--- begin Material for the task ---
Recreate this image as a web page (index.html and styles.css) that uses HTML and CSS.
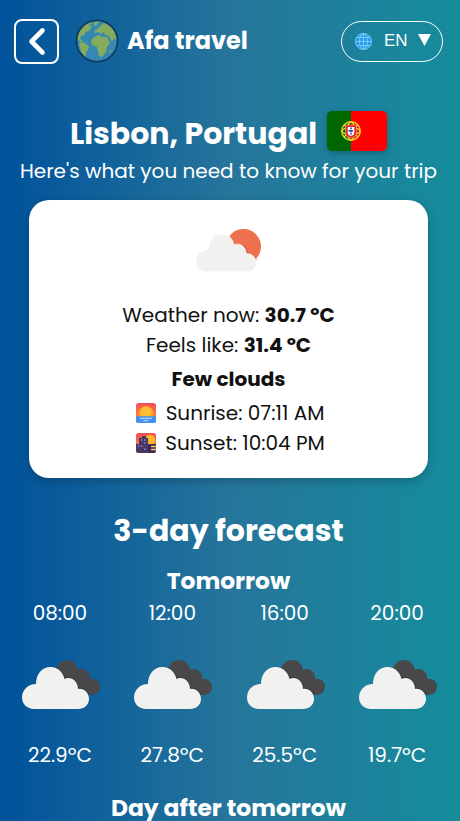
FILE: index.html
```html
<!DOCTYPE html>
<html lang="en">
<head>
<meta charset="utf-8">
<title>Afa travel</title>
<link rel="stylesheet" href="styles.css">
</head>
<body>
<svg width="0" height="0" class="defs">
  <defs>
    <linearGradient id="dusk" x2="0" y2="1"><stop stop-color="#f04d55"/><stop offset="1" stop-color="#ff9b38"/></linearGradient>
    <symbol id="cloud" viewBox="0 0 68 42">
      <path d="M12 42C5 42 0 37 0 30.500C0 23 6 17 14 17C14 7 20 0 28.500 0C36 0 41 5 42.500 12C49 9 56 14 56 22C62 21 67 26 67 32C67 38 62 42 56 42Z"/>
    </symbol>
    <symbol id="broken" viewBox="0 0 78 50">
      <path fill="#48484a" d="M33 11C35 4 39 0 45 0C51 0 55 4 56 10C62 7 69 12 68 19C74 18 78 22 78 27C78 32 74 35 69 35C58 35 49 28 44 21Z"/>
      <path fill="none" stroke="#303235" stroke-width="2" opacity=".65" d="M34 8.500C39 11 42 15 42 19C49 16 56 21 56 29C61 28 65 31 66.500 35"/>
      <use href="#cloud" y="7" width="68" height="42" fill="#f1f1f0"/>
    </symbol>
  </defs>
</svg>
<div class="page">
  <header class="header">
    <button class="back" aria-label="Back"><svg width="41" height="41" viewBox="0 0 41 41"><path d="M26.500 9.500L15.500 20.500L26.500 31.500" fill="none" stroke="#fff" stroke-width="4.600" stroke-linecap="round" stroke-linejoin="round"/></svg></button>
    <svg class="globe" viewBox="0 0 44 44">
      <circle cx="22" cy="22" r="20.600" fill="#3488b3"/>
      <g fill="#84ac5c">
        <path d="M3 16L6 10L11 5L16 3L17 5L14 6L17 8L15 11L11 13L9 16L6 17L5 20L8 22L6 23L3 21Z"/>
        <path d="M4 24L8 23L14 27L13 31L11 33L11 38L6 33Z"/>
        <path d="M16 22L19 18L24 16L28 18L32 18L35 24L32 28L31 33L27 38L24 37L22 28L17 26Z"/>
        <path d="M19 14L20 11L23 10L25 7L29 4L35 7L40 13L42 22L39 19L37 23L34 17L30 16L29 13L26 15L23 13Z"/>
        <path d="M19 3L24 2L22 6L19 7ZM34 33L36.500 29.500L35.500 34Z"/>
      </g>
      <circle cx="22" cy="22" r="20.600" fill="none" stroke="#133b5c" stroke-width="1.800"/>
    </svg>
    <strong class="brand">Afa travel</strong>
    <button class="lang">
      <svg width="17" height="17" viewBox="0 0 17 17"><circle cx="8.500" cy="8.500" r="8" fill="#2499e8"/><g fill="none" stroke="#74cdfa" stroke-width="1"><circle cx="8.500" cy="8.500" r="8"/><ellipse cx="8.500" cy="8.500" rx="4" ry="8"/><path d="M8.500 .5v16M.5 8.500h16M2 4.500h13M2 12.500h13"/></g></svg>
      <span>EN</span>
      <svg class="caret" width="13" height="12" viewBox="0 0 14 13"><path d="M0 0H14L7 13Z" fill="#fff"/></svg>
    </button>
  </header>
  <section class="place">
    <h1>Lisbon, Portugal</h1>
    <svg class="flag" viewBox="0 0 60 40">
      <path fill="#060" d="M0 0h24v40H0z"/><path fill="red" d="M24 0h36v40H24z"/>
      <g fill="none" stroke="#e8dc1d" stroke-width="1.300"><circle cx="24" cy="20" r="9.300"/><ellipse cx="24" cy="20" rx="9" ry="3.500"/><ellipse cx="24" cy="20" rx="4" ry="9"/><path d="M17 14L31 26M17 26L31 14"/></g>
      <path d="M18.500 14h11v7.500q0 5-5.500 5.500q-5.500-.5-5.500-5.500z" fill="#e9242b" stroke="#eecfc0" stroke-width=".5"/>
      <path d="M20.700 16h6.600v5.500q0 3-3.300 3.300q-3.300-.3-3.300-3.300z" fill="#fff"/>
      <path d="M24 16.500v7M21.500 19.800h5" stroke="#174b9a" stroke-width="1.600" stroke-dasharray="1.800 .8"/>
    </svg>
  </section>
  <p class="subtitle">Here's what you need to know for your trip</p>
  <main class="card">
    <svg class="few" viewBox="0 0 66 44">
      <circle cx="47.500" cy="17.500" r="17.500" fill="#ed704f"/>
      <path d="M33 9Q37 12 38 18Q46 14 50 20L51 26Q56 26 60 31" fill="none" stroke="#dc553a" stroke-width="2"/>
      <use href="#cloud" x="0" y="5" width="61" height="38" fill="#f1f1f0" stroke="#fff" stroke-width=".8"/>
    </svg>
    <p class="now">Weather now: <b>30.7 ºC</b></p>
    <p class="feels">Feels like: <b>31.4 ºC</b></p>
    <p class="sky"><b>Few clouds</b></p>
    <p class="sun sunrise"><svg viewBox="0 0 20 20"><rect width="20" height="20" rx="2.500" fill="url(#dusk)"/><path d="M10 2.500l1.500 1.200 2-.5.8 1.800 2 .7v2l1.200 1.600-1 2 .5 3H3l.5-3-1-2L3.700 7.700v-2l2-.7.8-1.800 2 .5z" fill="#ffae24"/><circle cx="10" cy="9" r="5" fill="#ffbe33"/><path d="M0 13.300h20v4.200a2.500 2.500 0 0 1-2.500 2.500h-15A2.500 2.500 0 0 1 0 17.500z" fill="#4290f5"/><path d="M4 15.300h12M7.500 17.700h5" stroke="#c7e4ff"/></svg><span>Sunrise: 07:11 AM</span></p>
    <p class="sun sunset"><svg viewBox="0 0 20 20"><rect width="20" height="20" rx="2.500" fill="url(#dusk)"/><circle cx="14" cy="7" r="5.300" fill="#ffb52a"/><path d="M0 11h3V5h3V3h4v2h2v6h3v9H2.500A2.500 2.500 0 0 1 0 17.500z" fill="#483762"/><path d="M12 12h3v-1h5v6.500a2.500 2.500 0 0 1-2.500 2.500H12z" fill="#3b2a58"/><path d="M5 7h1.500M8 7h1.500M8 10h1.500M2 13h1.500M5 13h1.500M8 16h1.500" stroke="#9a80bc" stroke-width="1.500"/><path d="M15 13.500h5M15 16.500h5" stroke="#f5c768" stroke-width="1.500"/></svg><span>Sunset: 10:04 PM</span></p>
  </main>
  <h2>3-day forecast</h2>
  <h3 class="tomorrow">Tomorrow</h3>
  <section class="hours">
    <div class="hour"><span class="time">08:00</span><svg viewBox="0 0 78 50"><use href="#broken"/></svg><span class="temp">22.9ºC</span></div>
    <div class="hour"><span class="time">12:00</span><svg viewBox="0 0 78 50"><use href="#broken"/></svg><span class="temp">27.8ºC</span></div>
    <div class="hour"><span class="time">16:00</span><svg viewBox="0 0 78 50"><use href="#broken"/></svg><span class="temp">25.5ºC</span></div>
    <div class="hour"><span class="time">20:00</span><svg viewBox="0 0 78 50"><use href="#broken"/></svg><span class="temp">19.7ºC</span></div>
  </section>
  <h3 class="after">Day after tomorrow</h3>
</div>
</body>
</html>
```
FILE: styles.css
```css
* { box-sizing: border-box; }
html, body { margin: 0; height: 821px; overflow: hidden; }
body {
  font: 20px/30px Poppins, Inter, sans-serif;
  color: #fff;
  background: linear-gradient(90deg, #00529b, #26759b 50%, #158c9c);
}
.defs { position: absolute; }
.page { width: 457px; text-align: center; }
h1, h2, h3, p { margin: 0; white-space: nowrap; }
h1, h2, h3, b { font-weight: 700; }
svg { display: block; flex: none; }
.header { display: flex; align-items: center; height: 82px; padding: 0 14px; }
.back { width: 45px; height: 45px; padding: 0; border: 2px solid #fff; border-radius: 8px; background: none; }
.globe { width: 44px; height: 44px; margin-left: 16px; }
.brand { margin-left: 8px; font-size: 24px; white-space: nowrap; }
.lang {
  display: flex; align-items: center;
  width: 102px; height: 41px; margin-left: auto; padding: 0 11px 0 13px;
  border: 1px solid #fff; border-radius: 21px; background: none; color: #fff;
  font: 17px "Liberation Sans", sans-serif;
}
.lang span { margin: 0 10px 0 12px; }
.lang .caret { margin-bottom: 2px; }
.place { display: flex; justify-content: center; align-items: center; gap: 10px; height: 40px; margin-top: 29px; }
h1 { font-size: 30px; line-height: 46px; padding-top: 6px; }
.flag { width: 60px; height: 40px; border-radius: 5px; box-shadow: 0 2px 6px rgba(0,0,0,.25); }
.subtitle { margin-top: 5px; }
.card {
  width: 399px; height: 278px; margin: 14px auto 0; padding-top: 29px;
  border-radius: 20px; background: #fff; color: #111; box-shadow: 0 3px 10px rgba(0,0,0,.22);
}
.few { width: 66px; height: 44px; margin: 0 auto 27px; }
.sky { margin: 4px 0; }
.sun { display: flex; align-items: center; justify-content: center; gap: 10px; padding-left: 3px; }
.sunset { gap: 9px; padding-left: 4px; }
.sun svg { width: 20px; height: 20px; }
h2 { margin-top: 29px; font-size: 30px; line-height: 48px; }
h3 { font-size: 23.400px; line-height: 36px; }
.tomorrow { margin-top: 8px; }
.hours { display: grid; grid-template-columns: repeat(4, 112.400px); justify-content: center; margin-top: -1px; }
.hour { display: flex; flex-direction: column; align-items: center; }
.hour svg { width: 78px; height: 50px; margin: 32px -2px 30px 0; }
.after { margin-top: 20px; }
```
--- end Material for the task ---
--- begin Material for the task ---
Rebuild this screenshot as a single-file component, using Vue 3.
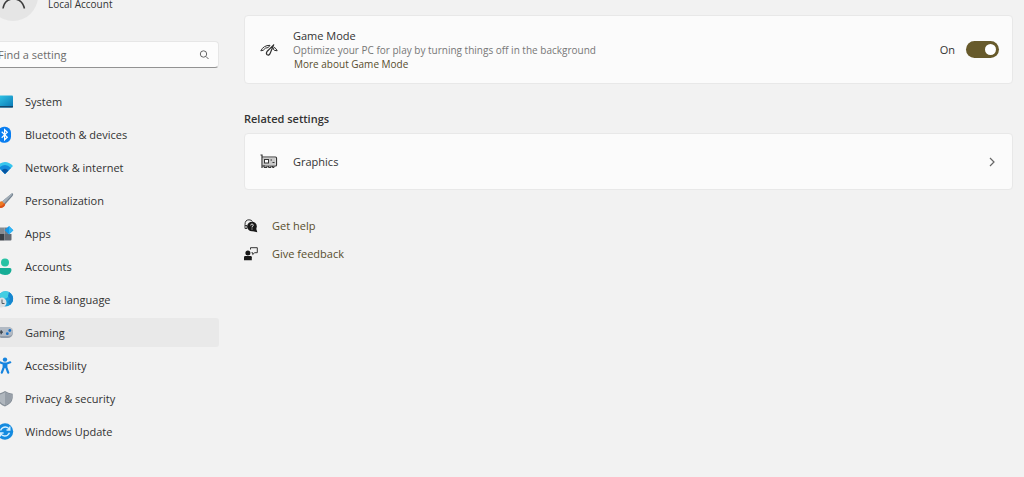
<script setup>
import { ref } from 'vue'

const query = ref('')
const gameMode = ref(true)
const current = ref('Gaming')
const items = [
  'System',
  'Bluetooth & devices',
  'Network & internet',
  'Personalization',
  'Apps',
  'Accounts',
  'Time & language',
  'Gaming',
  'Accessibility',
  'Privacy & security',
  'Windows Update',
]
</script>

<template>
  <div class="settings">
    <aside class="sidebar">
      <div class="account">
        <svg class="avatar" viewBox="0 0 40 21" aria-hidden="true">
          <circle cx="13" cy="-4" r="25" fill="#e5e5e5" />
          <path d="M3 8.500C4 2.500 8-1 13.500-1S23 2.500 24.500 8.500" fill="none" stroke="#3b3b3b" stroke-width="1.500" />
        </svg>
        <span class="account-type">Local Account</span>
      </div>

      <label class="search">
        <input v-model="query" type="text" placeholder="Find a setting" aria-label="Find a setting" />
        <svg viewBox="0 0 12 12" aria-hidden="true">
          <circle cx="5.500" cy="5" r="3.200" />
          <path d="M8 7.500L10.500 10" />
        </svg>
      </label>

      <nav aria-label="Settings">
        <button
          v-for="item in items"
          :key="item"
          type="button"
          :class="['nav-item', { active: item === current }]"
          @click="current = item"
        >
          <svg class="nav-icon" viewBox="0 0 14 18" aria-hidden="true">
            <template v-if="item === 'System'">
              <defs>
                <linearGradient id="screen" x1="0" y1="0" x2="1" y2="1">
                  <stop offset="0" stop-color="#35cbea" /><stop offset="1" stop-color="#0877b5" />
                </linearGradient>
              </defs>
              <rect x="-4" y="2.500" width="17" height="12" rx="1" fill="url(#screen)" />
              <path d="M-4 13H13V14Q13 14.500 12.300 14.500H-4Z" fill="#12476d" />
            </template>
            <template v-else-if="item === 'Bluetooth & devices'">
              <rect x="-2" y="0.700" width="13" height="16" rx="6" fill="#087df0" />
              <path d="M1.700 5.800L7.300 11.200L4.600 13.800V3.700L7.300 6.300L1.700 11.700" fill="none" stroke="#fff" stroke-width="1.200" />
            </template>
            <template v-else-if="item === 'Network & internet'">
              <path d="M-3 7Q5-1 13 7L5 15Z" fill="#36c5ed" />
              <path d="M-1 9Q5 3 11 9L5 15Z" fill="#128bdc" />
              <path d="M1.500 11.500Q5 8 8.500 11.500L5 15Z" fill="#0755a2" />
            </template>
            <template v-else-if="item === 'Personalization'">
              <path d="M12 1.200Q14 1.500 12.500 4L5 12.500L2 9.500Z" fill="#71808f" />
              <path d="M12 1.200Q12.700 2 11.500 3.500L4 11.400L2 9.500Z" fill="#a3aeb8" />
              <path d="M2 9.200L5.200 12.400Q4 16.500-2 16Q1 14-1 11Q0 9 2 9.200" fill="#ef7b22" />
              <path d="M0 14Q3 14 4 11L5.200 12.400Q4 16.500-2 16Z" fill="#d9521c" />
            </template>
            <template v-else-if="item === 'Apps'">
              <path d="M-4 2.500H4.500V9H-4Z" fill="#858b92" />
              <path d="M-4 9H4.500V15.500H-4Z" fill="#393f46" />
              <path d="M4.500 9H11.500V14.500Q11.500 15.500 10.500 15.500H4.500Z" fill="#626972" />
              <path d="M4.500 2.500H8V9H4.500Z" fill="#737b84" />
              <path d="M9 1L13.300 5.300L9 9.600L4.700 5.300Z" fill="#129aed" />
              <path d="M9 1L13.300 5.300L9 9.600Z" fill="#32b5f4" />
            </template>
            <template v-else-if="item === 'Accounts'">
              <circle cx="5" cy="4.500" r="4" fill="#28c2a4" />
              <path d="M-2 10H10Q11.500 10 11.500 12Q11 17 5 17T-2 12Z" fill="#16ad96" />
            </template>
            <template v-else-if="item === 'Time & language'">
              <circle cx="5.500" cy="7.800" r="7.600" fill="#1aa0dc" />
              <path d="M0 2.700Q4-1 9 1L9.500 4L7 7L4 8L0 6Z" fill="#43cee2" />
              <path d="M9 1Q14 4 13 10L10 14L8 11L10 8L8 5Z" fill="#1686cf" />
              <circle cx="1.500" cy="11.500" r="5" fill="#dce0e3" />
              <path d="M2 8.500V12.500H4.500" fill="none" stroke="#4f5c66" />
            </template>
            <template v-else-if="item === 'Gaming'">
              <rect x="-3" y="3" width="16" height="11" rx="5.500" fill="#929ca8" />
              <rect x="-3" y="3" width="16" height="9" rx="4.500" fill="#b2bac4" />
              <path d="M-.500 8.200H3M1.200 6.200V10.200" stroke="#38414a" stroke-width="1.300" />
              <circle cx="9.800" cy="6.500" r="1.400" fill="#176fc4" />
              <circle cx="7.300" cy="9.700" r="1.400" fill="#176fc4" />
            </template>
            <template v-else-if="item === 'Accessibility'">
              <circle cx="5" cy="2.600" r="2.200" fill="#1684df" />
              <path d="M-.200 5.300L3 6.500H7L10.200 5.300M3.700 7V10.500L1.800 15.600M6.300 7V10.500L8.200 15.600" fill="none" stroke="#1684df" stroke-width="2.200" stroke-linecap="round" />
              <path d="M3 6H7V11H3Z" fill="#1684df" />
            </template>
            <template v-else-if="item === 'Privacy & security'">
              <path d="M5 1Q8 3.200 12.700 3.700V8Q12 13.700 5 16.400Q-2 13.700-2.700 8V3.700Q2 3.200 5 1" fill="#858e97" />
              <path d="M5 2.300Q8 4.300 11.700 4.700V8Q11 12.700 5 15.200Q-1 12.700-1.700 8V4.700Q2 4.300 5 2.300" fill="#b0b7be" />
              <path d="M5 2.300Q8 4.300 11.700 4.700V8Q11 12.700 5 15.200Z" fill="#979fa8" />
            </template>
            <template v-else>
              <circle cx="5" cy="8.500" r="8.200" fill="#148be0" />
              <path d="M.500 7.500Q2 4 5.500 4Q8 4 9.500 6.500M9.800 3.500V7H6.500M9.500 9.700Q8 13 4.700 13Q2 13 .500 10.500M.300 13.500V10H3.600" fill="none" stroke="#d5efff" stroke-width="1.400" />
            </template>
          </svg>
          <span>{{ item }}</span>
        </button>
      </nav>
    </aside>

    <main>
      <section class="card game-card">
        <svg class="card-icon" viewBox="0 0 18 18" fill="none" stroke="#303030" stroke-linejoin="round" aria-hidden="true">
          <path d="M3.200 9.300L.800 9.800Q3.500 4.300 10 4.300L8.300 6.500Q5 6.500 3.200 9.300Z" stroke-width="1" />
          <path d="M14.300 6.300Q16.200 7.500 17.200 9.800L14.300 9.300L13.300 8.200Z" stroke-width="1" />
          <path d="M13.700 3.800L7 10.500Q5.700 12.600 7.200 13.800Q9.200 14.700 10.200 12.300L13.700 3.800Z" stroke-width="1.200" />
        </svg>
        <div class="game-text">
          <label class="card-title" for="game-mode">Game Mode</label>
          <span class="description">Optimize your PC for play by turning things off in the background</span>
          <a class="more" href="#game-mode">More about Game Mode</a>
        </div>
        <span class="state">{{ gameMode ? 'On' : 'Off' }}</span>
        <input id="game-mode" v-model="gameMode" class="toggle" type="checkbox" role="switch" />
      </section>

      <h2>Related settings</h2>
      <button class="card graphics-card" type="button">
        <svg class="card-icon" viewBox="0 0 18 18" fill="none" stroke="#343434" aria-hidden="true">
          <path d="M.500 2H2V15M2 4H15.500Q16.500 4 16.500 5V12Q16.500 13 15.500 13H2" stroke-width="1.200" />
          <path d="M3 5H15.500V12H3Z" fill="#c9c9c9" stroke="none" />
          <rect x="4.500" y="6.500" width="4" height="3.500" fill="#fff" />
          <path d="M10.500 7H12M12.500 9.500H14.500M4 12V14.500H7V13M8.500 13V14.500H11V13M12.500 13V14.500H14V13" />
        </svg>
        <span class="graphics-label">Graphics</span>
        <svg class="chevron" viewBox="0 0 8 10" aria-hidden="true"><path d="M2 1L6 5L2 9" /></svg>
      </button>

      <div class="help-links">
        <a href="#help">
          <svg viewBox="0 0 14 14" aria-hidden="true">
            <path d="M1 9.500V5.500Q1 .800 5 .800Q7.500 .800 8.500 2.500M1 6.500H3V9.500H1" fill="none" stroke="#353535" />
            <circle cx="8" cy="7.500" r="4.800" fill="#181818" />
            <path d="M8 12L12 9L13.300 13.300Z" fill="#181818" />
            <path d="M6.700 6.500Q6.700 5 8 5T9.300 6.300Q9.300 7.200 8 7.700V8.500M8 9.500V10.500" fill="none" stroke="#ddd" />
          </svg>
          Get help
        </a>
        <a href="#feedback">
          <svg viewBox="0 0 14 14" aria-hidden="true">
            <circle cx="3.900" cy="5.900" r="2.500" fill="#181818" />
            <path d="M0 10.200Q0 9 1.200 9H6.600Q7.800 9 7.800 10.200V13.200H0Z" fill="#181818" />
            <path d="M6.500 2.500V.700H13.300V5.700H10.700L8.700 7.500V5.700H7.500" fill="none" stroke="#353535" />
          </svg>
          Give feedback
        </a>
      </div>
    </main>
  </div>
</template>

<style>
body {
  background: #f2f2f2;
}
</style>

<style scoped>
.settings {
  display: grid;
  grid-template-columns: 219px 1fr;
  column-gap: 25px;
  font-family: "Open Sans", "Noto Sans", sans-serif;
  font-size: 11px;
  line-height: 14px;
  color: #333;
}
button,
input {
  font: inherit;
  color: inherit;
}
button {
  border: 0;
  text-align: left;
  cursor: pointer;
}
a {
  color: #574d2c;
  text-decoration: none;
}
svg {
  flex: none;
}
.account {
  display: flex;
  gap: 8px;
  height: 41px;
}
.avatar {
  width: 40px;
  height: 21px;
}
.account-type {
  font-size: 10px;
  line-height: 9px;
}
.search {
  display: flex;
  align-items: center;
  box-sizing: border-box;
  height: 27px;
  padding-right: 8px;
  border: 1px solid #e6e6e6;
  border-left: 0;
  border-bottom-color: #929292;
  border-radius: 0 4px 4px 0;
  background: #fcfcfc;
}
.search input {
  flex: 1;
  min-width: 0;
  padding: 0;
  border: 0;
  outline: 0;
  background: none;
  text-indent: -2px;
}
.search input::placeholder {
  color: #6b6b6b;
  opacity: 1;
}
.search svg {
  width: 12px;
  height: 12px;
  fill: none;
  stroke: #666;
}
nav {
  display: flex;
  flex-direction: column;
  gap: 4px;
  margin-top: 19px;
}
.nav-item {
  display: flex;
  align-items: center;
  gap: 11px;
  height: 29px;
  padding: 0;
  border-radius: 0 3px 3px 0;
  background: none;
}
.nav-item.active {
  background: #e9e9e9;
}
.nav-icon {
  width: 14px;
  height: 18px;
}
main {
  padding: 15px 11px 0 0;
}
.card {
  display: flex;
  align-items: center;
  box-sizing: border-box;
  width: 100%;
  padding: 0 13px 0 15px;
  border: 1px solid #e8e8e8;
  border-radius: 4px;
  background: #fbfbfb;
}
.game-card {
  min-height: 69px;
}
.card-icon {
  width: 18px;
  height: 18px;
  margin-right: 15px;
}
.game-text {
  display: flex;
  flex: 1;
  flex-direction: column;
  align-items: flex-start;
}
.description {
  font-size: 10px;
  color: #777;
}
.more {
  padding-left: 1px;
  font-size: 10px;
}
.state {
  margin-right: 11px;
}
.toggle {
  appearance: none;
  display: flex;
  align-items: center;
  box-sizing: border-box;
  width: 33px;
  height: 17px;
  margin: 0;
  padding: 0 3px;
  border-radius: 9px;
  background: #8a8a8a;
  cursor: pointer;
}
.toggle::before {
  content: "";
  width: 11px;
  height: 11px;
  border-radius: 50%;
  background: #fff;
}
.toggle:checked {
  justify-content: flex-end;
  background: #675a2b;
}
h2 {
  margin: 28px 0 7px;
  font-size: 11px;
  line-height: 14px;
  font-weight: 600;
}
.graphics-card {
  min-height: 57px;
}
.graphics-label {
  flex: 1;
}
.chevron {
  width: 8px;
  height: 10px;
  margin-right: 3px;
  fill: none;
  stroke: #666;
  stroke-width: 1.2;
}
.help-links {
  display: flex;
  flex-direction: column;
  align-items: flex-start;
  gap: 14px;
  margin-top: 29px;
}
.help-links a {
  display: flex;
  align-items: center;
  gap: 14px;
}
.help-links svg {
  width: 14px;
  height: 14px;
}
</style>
--- end Material for the task ---
Problem description =>
List every line above containing the word "index".

Output for this exercise =>
Recreate this image as a web page (index.html and styles.css) that uses HTML and CSS.
FILE: index.html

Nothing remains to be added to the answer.